If Trump’s threats have made anything clear, it’s that Danes don’t care about Greenland
Donald Trump has reiterated his desire to take over Greenland. But are Danes as concerned as they might seem?
When I have asked a number of Danes how they would feel if they “lost” Greenland, two points have been raised: first, that it’s not theirs to lose and, second, that many of them would not be all that bothered. When I point out that their kingdom would lose the largest island in the world, a crucial territory in what is rapidly becoming the 21st century’s most important geopolitical conflict zone, I have been met with shrugs. “We would only be proud if the Greenlanders took control of their country and if we helped with that in an orderly way,” the director of a Danish technology company told me over lunch last week. A senior civil servant, also at the table, agreed. “I think we’d be very satisfied if they felt they could go it alone,” she said.
With a population of about 56,500, “going it alone” is not really an option for Greenland, which has always been an economic burden on the Danes. Denmark spends about DKK5bn (€670m) a year on the territory – not just within it but also, for example, on flying hundreds of Greenlanders to Copenhagen every year for often relatively routine medical procedures. But it has also been a long-term moral burden. Denmark’s colonial past is much like that of every other nation with such history: there are incidents of which it is not proud.

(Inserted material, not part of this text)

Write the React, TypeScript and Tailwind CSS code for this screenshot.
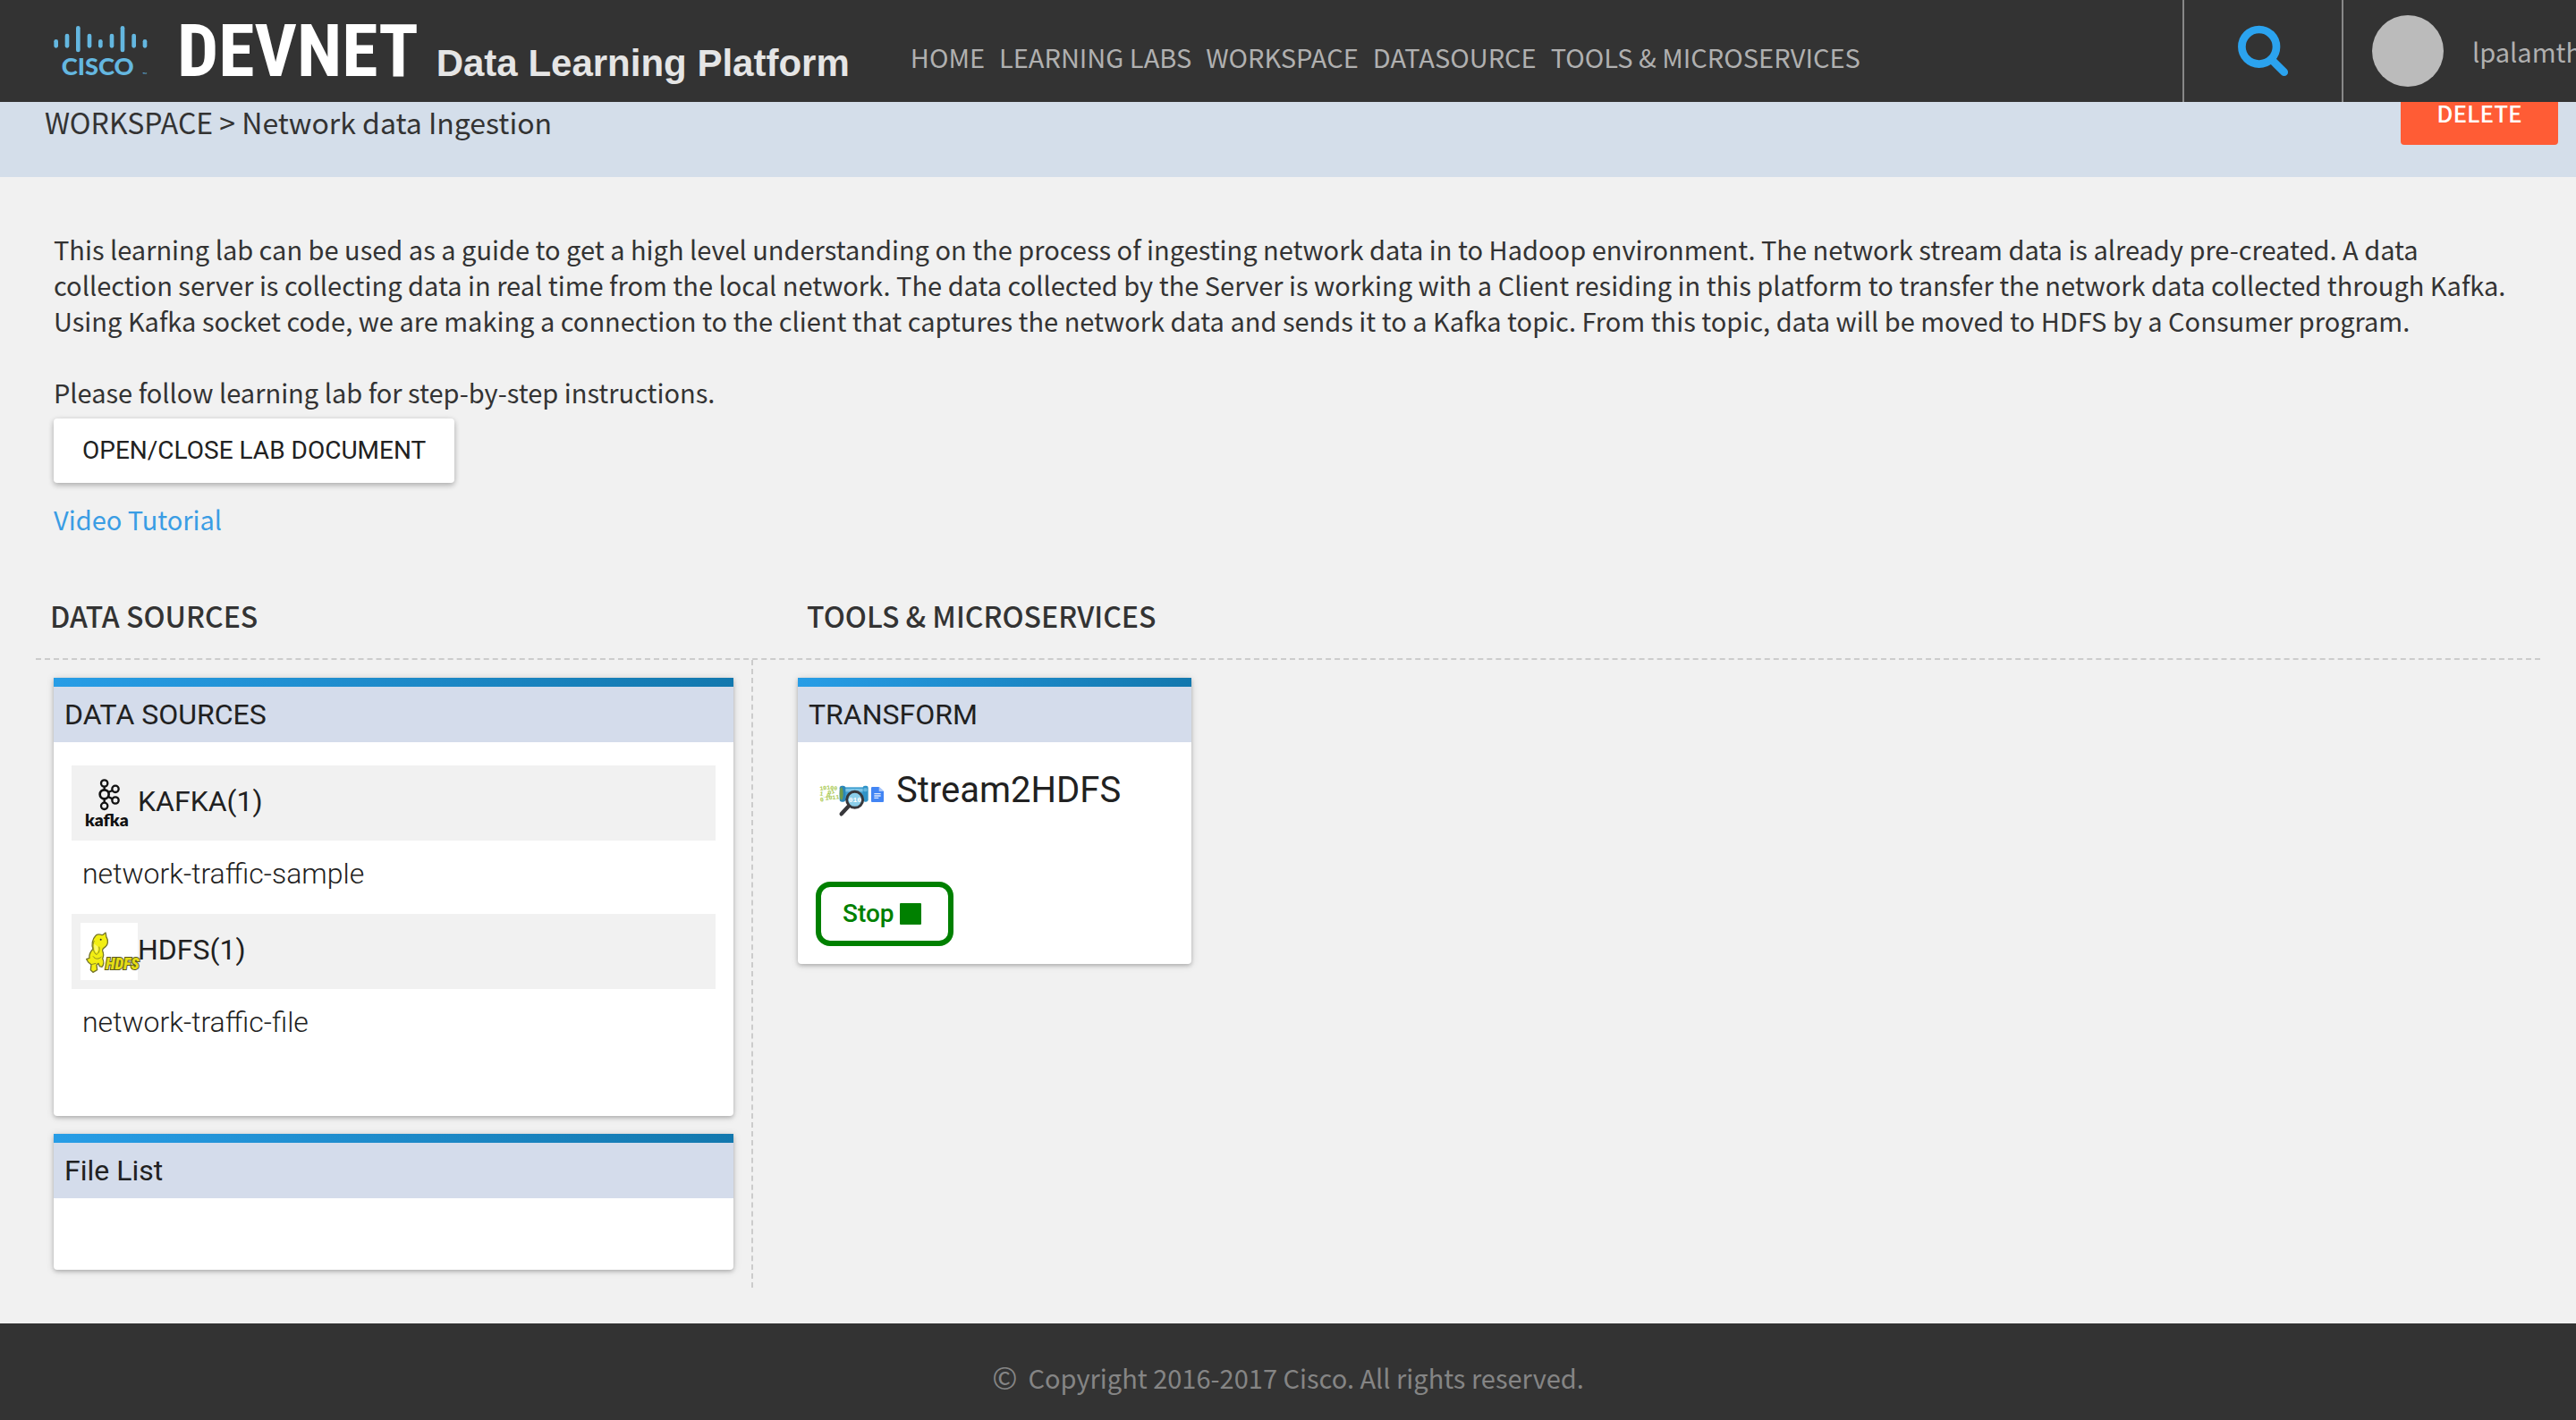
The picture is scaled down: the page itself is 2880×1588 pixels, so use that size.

Last year, for instance, the Danish prime minister, Mette Frederiksen, apologised for contraceptive devices fitted to thousands of Greenlandic women without their consent by Danish healthcare workers in the 1960s and 1970s.
But Danes can also get a little weary of these kinds of grievances. A while ago, I was invited for a presentation at Det Grønlandske Hus in Aarhus. I expected a forward-looking pitch about the wonders of Greenland’s nature and landscape; perhaps something positive about independence. Instead, I received an hourlong lecture about the injustices and hardships suffered by Greenlanders under the colonial yoke over the centuries and a contemporary portrait of social hardship, neglect and victimhood. I left feeling marginally more sympathy towards the Danes than the Greenlanders, which I don’t think was the aim.
There is, of course, the eternal promise of the mineral riches beneath the Arctic permafrost that would be lost. But Danish friends point out that those riches are as yet largely unverified and will be hugely expensive – perhaps impossible – to extract, even with the ice gone. There is almost no infrastructure in place in Greenland and its hostile climate makes the construction of roads and ports prohibitively expensive, they say.
What Greenland has brought Denmark over the decades is international status, a seat at the Arctic table and the proud if rather hollow boast about the sheer quantity of square mileage at its command. This might explain why Danish politicians have remained so actively engaged in the matter while the populace at large is, at best, indifferent.
When the US president, Donald Trump, first voiced his wish to make Greenland the 51st state of the US during his first term, Frederiksen openly mocked him. She isn’t laughing now but is instead playing the Nato card. The US taking territory by force from another Nato member would mean the end of the Western alliance and of the postwar world order – which is why European leaders have been unusually trenchant in their support of Denmark too. (In a debate in the European Parliament, one Danish right-winger told Trump to “fuck off”. Only time will tell if that was a counterproductive strategy.)
But who really controls Greenland? Not the United States. But not entirely Denmark either – the Danes run foreign and defence affairs only. Even Greenlanders don’t really “own” it, at least not individually. Under Greenlandic law, no one can own the land on which their property stands – they merely lease it from Greenland’s government. Does that make it simpler or more complicated to “buy” the island? To be honest, at this stage, I have absolutely no idea. But what I do know is that the fate of Greenland would seem to offer no upsides for Denmark, either way.